Pages as source code
• • • • • • •

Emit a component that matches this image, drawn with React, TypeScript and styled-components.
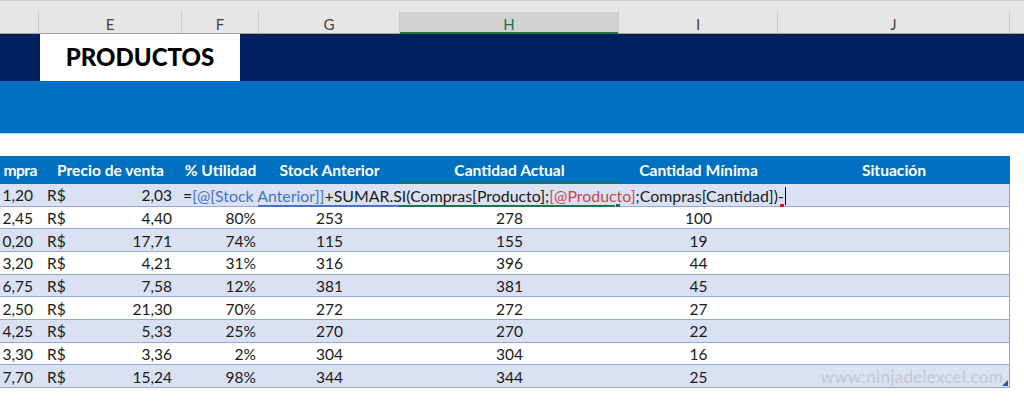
import React from 'react';
import styled, {createGlobalStyle} from 'styled-components';

const FONT = `Lato, "Liberation Sans", sans-serif`;
const COLUMNS = '39px 143px 77px 141px 219px 159px 232px 1fr';
const LETTERS = ['', 'E', 'F', 'G', 'H', 'I', 'J', ''];
const SELECTED_LETTER = 'H';
const TITLE_TEXT = 'PRODUCTOS';
const WATERMARK_TEXT = 'www;ninjadelexcel.com';

// first column is scrolled off to the left, only its tail shows
const HEADERS = ['mpra', 'Precio de venta', '% Utilidad', 'Stock Anterior', 'Cantidad Actual', 'Cantidad Mínima', 'Situación'];

interface Product {
  compra: string;
  venta: string;
  utilidad: string;
  anterior: string;
  actual: string;
  minima: string;
}

const PRODUCTS: Product[] = [
  {compra: '1,20', venta: '2,03', utilidad: '', anterior: '', actual: '', minima: ''},
  {compra: '2,45', venta: '4,40', utilidad: '80%', anterior: '253', actual: '278', minima: '100'},
  {compra: '0,20', venta: '17,71', utilidad: '74%', anterior: '115', actual: '155', minima: '19'},
  {compra: '3,20', venta: '4,21', utilidad: '31%', anterior: '316', actual: '396', minima: '44'},
  {compra: '6,75', venta: '7,58', utilidad: '12%', anterior: '381', actual: '381', minima: '45'},
  {compra: '2,50', venta: '21,30', utilidad: '70%', anterior: '272', actual: '272', minima: '27'},
  {compra: '4,25', venta: '5,33', utilidad: '25%', anterior: '270', actual: '270', minima: '22'},
  {compra: '3,30', venta: '3,36', utilidad: '2%', anterior: '304', actual: '304', minima: '16'},
  {compra: '7,70', venta: '15,24', utilidad: '98%', anterior: '344', actual: '344', minima: '25'},
];

const GlobalStyle = createGlobalStyle`
  html, body {
    margin: 0;
    padding: 0;
    background: #FFFFFF;
    overflow: hidden;
  }
  * {
    box-sizing: border-box;
  }
`;

const Page = styled.div`
  width: 1024px;
  height: 413px;
  display: flex;
  flex-direction: column;
  font-family: ${FONT};
  color: #1A1A1A;
  background: #FFFFFF;
`;

const ColumnBar = styled.div`
  height: 34px;
  background: #E6E6E6;
  border-top: 1px solid #CDCDCD;
  display: flex;
  flex-direction: column;
  justify-content: flex-end;
`;

const LetterRow = styled.div`
  height: 22px;
  display: grid;
  grid-template-columns: ${COLUMNS};
  border-bottom: 1px solid #A3A3A3;
`;

const Letter = styled.div<{$selected: boolean; $edge: boolean}>`
  display: flex;
  align-items: center;
  justify-content: center;
  padding-top: 2px;
  font-size: 15px;
  color: ${p => (p.$selected ? '#217346' : '#444444')};
  background: ${p => (p.$selected ? '#D2D2D2' : 'transparent')};
  border-right: ${p => (p.$edge ? 'none' : '1px solid #C8C8C8')};
  box-shadow: ${p => (p.$selected ? 'inset 0 -2px 0 #217346' : 'none')};
  margin-bottom: ${p => (p.$selected ? '-1px' : '0')};
`;

const Banner = styled.div`
  height: 47px;
  background: #002060;
  display: flex;
  padding-left: 40px;
`;

const TitleBox = styled.div`
  width: 200px;
  background: #FFFFFF;
  display: flex;
  align-items: center;
  justify-content: center;
  font-size: 24px;
  font-weight: 900;
  color: #000000;
  padding-bottom: 2px;
`;

const Band = styled.div`
  height: 53px;
  background: #0070C0;
  border-bottom: 1px solid #BDD7EE;
`;

const Spacer = styled.div`
  height: 22px;
`;

const Table = styled.div`
  display: grid;
  grid-template-columns: 39px 143px 77px 141px 219px 159px 232px;
  width: 1010px;
`;

const HeadCell = styled.div<{$align: 'center' | 'end'}>`
  height: 28px;
  background: #0070C0;
  color: #FFFFFF;
  font-weight: bold;
  font-size: 15.6px;
  display: flex;
  align-items: center;
  justify-content: ${p => (p.$align === 'end' ? 'flex-end' : 'center')};
  padding-right: ${p => (p.$align === 'end' ? '2px' : '0')};
  letter-spacing: ${p => (p.$align === 'end' ? '-0.5px' : 'normal')};
  white-space: nowrap;
`;

const Cell = styled.div<{$odd: boolean; $align: 'start' | 'center' | 'end' | 'between'; $last?: boolean}>`
  height: 22.67px;
  background: ${p => (p.$odd ? '#D9E1F2' : '#FFFFFF')};
  border-bottom: 1px solid #8EA9DB;
  border-right: ${p => (p.$last ? '1px solid #8EA9DB' : 'none')};
  display: flex;
  align-items: center;
  justify-content: ${p =>
    p.$align === 'between' ? 'space-between' : p.$align === 'start' ? 'flex-start' : p.$align === 'end' ? 'flex-end' : 'center'};
  font-size: 15.5px;
  white-space: nowrap;
  position: relative;
  padding-top: 1px;
`;

const Compra = styled(Cell)`
  padding-right: 6px;
`;

const Money = styled(Cell)`
  padding-left: 8px;
  padding-right: 10px;
`;

const Percent = styled(Cell)`
  padding-right: 3px;
`;

const FormulaCell = styled(Cell)`
  grid-column: span 5;
  padding-left: 1px;
`;

const FormulaText = styled.span`
  font-size: 15.9px;
  color: #1A1A1A;
  position: relative;
  z-index: 1;
`;

const Ref = styled.span<{$tone: 'blue' | 'red'}>`
  color: ${p => (p.$tone === 'blue' ? '#4A72C8' : '#C9474F')};
`;

const Caret = styled.span`
  display: inline-block;
  width: 1px;
  height: 18px;
  background: #000000;
  margin-left: 1px;
  vertical-align: -3px;
`;

/* reference highlights drawn by Excel over the edited row */
const RefLine = styled.div<{$left: number; $width: number; $color: string; $top?: boolean}>`
  position: absolute;
  left: ${p => p.$left}px;
  width: ${p => p.$width}px;
  height: 2px;
  background: ${p => p.$color};
  ${p => (p.$top ? 'top: -2px;' : 'bottom: -1px;')}
`;

const Handle = styled.div<{$left: number; $color: string}>`
  position: absolute;
  left: ${p => p.$left}px;
  bottom: -2px;
  width: 4px;
  height: 4px;
  background: ${p => p.$color};
`;

const Watermark = styled.span`
  font-size: 17px;
  color: #C6C9D0;
  padding-right: 6px;
  letter-spacing: 0.3px;
`;

const Corner = styled.div`
  position: absolute;
  right: 1px;
  bottom: 1px;
  width: 0;
  height: 0;
  border-left: 6px solid transparent;
  border-bottom: 6px solid #2F4FB0;
`;

const FormulaRow = ({product}: {product: Product}) => (
  <>
    <Compra $odd $align="end">{product.compra}</Compra>
    <Money $odd $align="between">
      <span>R$</span>
      <span>{product.venta}</span>
    </Money>
    <FormulaCell $odd $align="start" $last>
      <RefLine $left={76} $width={142} $color="#4A72C8" />
      <RefLine $left={217} $width={219} $color="#217346" $top />
      <RefLine $left={217} $width={216} $color="#217346" />
      <Handle $left={434} $color="#217346" />
      <Handle $left={598} $color="#E81123" />
      <FormulaText>
        =<Ref $tone="blue">[@[Stock Anterior]]</Ref>+SUMAR.SI(Compras[Producto];<Ref $tone="red">[@Producto]</Ref>;Compras[Cantidad])-
        <Caret />
      </FormulaText>
    </FormulaCell>
  </>
);

const DataRow = ({product, odd, last}: {product: Product; odd: boolean; last: boolean}) => (
  <>
    <Compra $odd={odd} $align="end">{product.compra}</Compra>
    <Money $odd={odd} $align="between">
      <span>R$</span>
      <span>{product.venta}</span>
    </Money>
    <Percent $odd={odd} $align="end">{product.utilidad}</Percent>
    <Cell $odd={odd} $align="center">{product.anterior}</Cell>
    <Cell $odd={odd} $align="center">{product.actual}</Cell>
    <Cell $odd={odd} $align="center">{product.minima}</Cell>
    <Cell $odd={odd} $align="end" $last>
      {last && <Watermark>{WATERMARK_TEXT}</Watermark>}
      {last && <Corner />}
    </Cell>
  </>
);

const App = () => {
  return (
    <Page>
      <GlobalStyle />
      <ColumnBar>
        <LetterRow>
          {LETTERS.map((letter, i) => (
            <Letter key={i} $selected={letter === SELECTED_LETTER} $edge={i === LETTERS.length - 1}>
              {letter}
            </Letter>
          ))}
        </LetterRow>
      </ColumnBar>
      <Banner>
        <TitleBox>{TITLE_TEXT}</TitleBox>
      </Banner>
      <Band />
      <Spacer />
      <Table>
        {HEADERS.map((title, i) => (
          <HeadCell key={title} $align={i === 0 ? 'end' : 'center'}>{title}</HeadCell>
        ))}
        {PRODUCTS.map((product, i) =>
          i === 0 ? (
            <FormulaRow key={i} product={product} />
          ) : (
            <DataRow key={i} product={product} odd={i % 2 === 0} last={i === PRODUCTS.length - 1} />
          )
        )}
      </Table>
    </Page>
  );
};

export default App;
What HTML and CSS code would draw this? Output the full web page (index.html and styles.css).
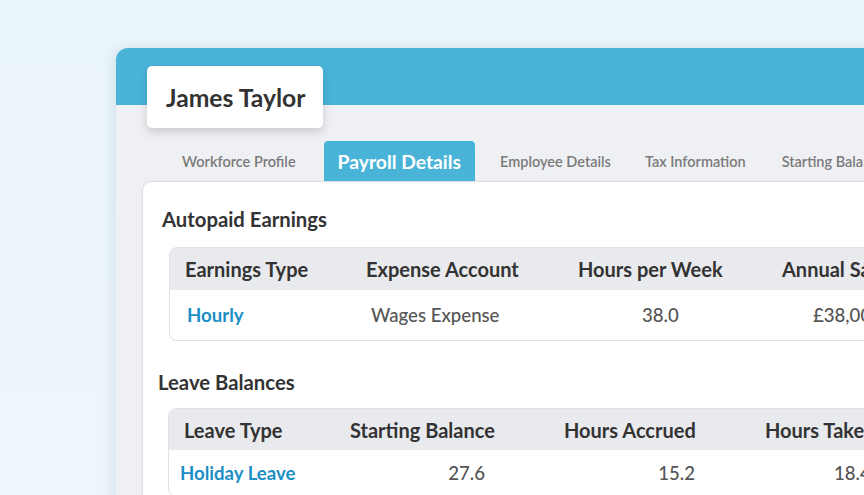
FILE: index.html
```html
<!DOCTYPE html>
<html lang="en">
<head>
<meta charset="utf-8">
<title>James Taylor - Payroll Details</title>
<link rel="stylesheet" href="styles.css">
</head>
<body>
<div class="window">
  <div class="topbar">
    <div class="namecard">James Taylor</div>
  </div>
  <nav class="tabs">
    <span class="tab t1">Workforce Profile</span>
    <span class="tab t2 active">Payroll Details</span>
    <span class="tab t3">Employee Details</span>
    <span class="tab t4">Tax Information</span>
    <span class="tab t5">Starting Balances</span>
  </nav>
  <main class="card">
    <h2 class="section-title">Autopaid Earnings</h2>
    <div class="table earnings">
      <div class="thead">
        <span class="th c1">Earnings Type</span>
        <span class="th c2">Expense Account</span>
        <span class="th c3">Hours per Week</span>
        <span class="th c4">Annual Salary</span>
      </div>
      <div class="trow">
        <span class="td link c1">Hourly</span>
        <span class="td c2">Wages Expense</span>
        <span class="td c3">38.0</span>
        <span class="td c4">£38,000.00</span>
      </div>
    </div>
    <h2 class="section-title leave-title">Leave Balances</h2>
    <div class="table leave">
      <div class="thead">
        <span class="th c1">Leave Type</span>
        <span class="th c2">Starting Balance</span>
        <span class="th c3">Hours Accrued</span>
        <span class="th c4">Hours Taken</span>
      </div>
      <div class="trow">
        <span class="td link c1">Holiday Leave</span>
        <span class="td c2">27.6</span>
        <span class="td c3">15.2</span>
        <span class="td c4">18.4</span>
      </div>
    </div>
  </main>
</div>
</body>
</html>
```

FILE: styles.css
```css
* { box-sizing: border-box; }
html, body { margin: 0; padding: 0; }
body {
  width: 864px;
  height: 495px;
  overflow: hidden;
  background: linear-gradient(180deg, #eaf5fb 0%, #eef6fb 100%);
  font-family: Lato, "Open Sans", sans-serif;
  color: #333;
}
.window {
  margin: 48px 0 0 116px;
  width: 800px;
  height: 520px;
  background: #eff0f4;
  border-radius: 12px 0 0 0;
  box-shadow: -4px 0 12px rgba(120, 150, 170, 0.18);
  overflow: hidden;
}
.topbar {
  height: 57px;
  background: #4ab4d8;
  padding: 18px 0 0 31px;
}
.namecard {
  width: 176px;
  height: 62px;
  background: #fff;
  border-radius: 5px;
  box-shadow: 0 4px 10px rgba(0, 0, 0, 0.16);
  font-size: 24.7px;
  font-weight: 700;
  color: #333;
  display: flex;
  align-items: center;
  padding-left: 19px;
  position: relative;
  z-index: 2;
}
.tabs {
  display: flex;
  align-items: stretch;
  margin-top: 36px;
  height: 40px;
  padding-left: 66px;
  white-space: nowrap;
}
.tab {
  display: flex;
  align-items: center;
  font-size: 14.5px;
  font-weight: 600;
  color: #7b7b7b;
}
.t2 { margin-left: 28px; }
.t3 { margin-left: 25px; }
.t4 { margin-left: 34px; }
.t5 { margin-left: 36px; }
.tab.active {
  background: #4ab4d8;
  color: #fff;
  font-size: 19.3px;
  font-weight: 700;
  padding: 0 14px;
  border-radius: 4px 4px 0 0;
}
.card {
  display: block;
  margin-left: 26px;
  height: 400px;
  background: #fff;
  border: 1px solid #dfe0e4;
  border-radius: 10px 0 0 0;
  padding: 25px 0 0 19px;
  box-shadow: 0 0 3px rgba(0, 0, 0, 0.05);
}
.section-title {
  margin: 0;
  font-size: 20.3px;
  line-height: 24px;
  font-weight: 700;
  color: #333;
}
.table {
  width: 760px;
  border: 1px solid #dfe1e5;
  border-radius: 8px;
  overflow: hidden;
}
.earnings { margin: 16px 0 0 7px; }
.leave-title { margin: 29px 0 0 -4px; }
.leave { margin: 14px 0 0 6px; }
.thead, .trow {
  display: grid;
  grid-template-columns: 181px 212px 204px 1fr;
  align-items: center;
  white-space: nowrap;
}
.thead {
  height: 42px;
  background: #e9eaee;
}
.trow { height: 50px; }
.th {
  font-size: 20px;
  font-weight: 700;
  color: #333;
  padding-left: 15px;
}
.td {
  font-size: 18.6px;
  font-weight: 500;
  color: #555;
}
.link { color: #1b8fc6; font-weight: 700; }
.earnings .td.c1 { padding-left: 17px; }
.earnings .td.c2 { padding-left: 20px; }
.earnings .td.c3 { padding-left: 79px; }
.earnings .td.c4 { padding-left: 46px; }
.leave .thead { grid-template-columns: 166px 214px 201px 1fr; height: 41px; }
.leave .trow { grid-template-columns: 181px 135px 210px 1fr; height: 46px; }
.leave .td.c1 { padding-left: 11px; }
.leave .td.c2, .leave .td.c3 { text-align: right; }
.leave .td.c4 { padding-left: 139px; }
```
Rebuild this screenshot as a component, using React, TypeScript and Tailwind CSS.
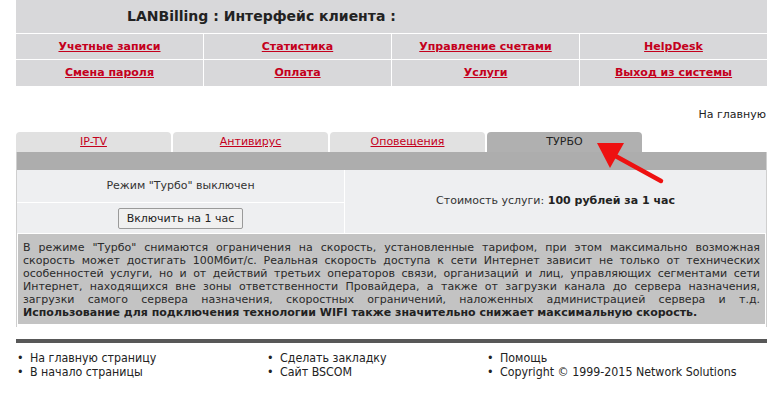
import React from "react";

const menu = [
  ["Учетные записи", "Статистика", "Управление счетами", "HelpDesk"],
  ["Смена пароля", "Оплата", "Услуги", "Выход из системы"],
];

const tabs = ["IP-TV", "Антивирус", "Оповещения"];

const descLines = [
  'В режиме "Турбо" снимаются ограничения на скорость, установленные тарифом, при этом максимально возможная',
  "скорость может достигать 100Мбит/с. Реальная скорость доступа к сети Интернет зависит не только от технических",
  "особенностей услуги, но и от действий третьих операторов связи, организаций и лиц, управляющих сегментами сети",
  "Интернет, находящихся вне зоны ответственности Провайдера, а также от загрузки канала до сервера назначения,",
  "загрузки самого сервера назначения, скоростных ограничений, наложенных администрацией сервера и т.д.",
];

function FooterItem({ children }: { children: React.ReactNode }) {
  return (
    <li className="flex">
      <span className="w-[14px] pl-[1px]">•</span>
      <span>{children}</span>
    </li>
  );
}

export default function App() {
  return (
    <div className="relative w-[781px] h-[398px] bg-white text-[#333] font-['DejaVu_Sans',Verdana,sans-serif] text-[11px] overflow-hidden">
      {/* Header */}
      <div className="ml-[16px] w-[751px] bg-[#d8d8da]">
        <div className="h-[33px] flex items-center pl-[111px] text-[14px] font-bold text-[#222]">
          LANBilling : Интерфейс клиента :
        </div>
        <div className="grid grid-cols-4 gap-px bg-white pt-px">
          {menu.map((row, ri) =>
            row.map((item) => (
              <div
                key={item}
                className={`bg-[#d8d8da] flex items-center justify-center ${ri === 0 ? "h-[25px] pt-[1px]" : "h-[26px] pt-[1px]"}`}
              >
                <a className="text-[#c4001c] font-bold underline text-[11px]">{item}</a>
              </div>
            ))
          )}
        </div>
      </div>

      {/* Home link */}
      <div className="mt-[22px] h-[14px] w-[766px] text-right text-[11px] text-[#222] leading-[14px]">
        На главную
      </div>

      {/* Tabs */}
      <div className="mt-[10px] ml-[16px] flex gap-[2px] h-[20px]">
        {tabs.map((t) => (
          <div
            key={t}
            className="w-[155px] h-[20px] rounded-t-[4px] bg-[#e1e1e1] flex items-center justify-center pt-[1px]"
          >
            <a className="text-[#c4001c] underline text-[11px]">{t}</a>
          </div>
        ))}
        <div className="w-[155px] h-[20px] rounded-t-[4px] bg-[#b0b0b0] flex items-center justify-center text-[11px] text-[#222] pt-[1px]">
          ТУРБО
        </div>
      </div>

      {/* Panel */}
      <div className="ml-[16px] w-[751px] border-x border-[#cfcfcf] h-[175px]">
        <div className="h-[18px] bg-[#adadad]" />
        <div className="flex">
          <div className="w-[327px] flex flex-col">
            <div className="h-[32px] bg-[#eeeff1] flex items-center justify-center text-[#333] pt-[1px]">
              Режим "Турбо" выключен
            </div>
            <div className="h-px bg-white" />
            <div className="h-[30px] bg-[#eeeff1] flex items-center justify-center">
              <button className="h-[21px] px-[8px] border border-[#9a9a9a] rounded-[2px] bg-[#f0f0f0] text-[11px] text-[#222] leading-none font-['DejaVu_Sans',sans-serif]">
                Включить на 1 час
              </button>
            </div>
          </div>
          <div className="w-px bg-white" />
          <div className="flex-1 bg-[#eeeff1] flex items-center justify-center text-[#333]">
            <span>
              Стоимость услуги: <b className="text-[#222]">100 рублей за 1 час</b>
            </span>
          </div>
        </div>
        <div className="mx-px mt-px h-[90px] bg-[#c3c3c3] px-[5px] pt-[7px] text-[11px] leading-[13px] text-[#2a2a2a]">
          {descLines.map((l) => (
            <div key={l} className="text-justify [text-align-last:justify]">
              {l}
            </div>
          ))}
          <div className="font-bold text-[#222]">
            Использование для подключения технологии WIFI также значительно снижает максимальную скорость.
          </div>
        </div>
      </div>

      {/* Footer line */}
      <div className="mt-[12px] ml-[16px] w-[751px] h-[4px] bg-[#585858]" />

      {/* Footer */}
      <div className="ml-[16px] mt-[8px] flex text-[12.3px] leading-[14px] text-[#222] font-['DejaVu_Sans_Condensed','DejaVu_Sans',sans-serif]">
        <ul className="w-[250px]">
          <FooterItem>На главную страницу</FooterItem>
          <FooterItem>В начало страницы</FooterItem>
        </ul>
        <ul className="w-[220px]">
          <FooterItem>Сделать закладку</FooterItem>
          <FooterItem>Сайт BSCOM</FooterItem>
        </ul>
        <ul>
          <FooterItem>Помощь</FooterItem>
          <FooterItem>Copyright © 1999-2015 Network Solutions</FooterItem>
        </ul>
      </div>

      {/* Arrow */}
      <svg className="absolute left-0 top-0 pointer-events-none" width="781" height="398">
        <line x1="661" y1="181" x2="610" y2="153" stroke="#ee1111" strokeWidth="4.5" strokeLinecap="round" />
        <polygon points="597,143 624,143 610,168" fill="#ee1111" />
      </svg>
    </div>
  );
}
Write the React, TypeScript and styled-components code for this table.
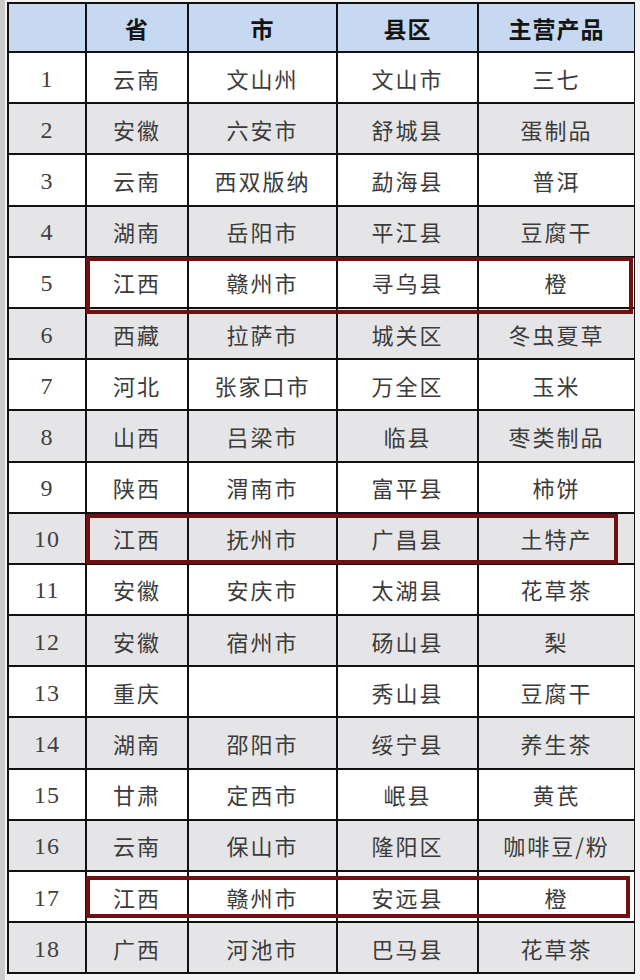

• • • • • • •

**TASK DIRECTIONS**
Take the records from their first line through the line containing "const HEADERS = ['mpra', 'Precio" and please return exactly those lines, both ends included, minus the pictures.

**SOLUTION TO THIS EXERCISE**
Emit a component that matches this image, drawn with React, TypeScript and styled-components.
import React from 'react';
import styled, {createGlobalStyle} from 'styled-components';

const FONT = `Lato, "Liberation Sans", sans-serif`;
const COLUMNS = '39px 143px 77px 141px 219px 159px 232px 1fr';
const LETTERS = ['', 'E', 'F', 'G', 'H', 'I', 'J', ''];
const SELECTED_LETTER = 'H';
const TITLE_TEXT = 'PRODUCTOS';
const WATERMARK_TEXT = 'www;ninjadelexcel.com';

// first column is scrolled off to the left, only its tail shows
const HEADERS = ['mpra', 'Precio de venta', '% Utilidad', 'Stock Anterior', 'Cantidad Actual', 'Cantidad Mínima', 'Situación'];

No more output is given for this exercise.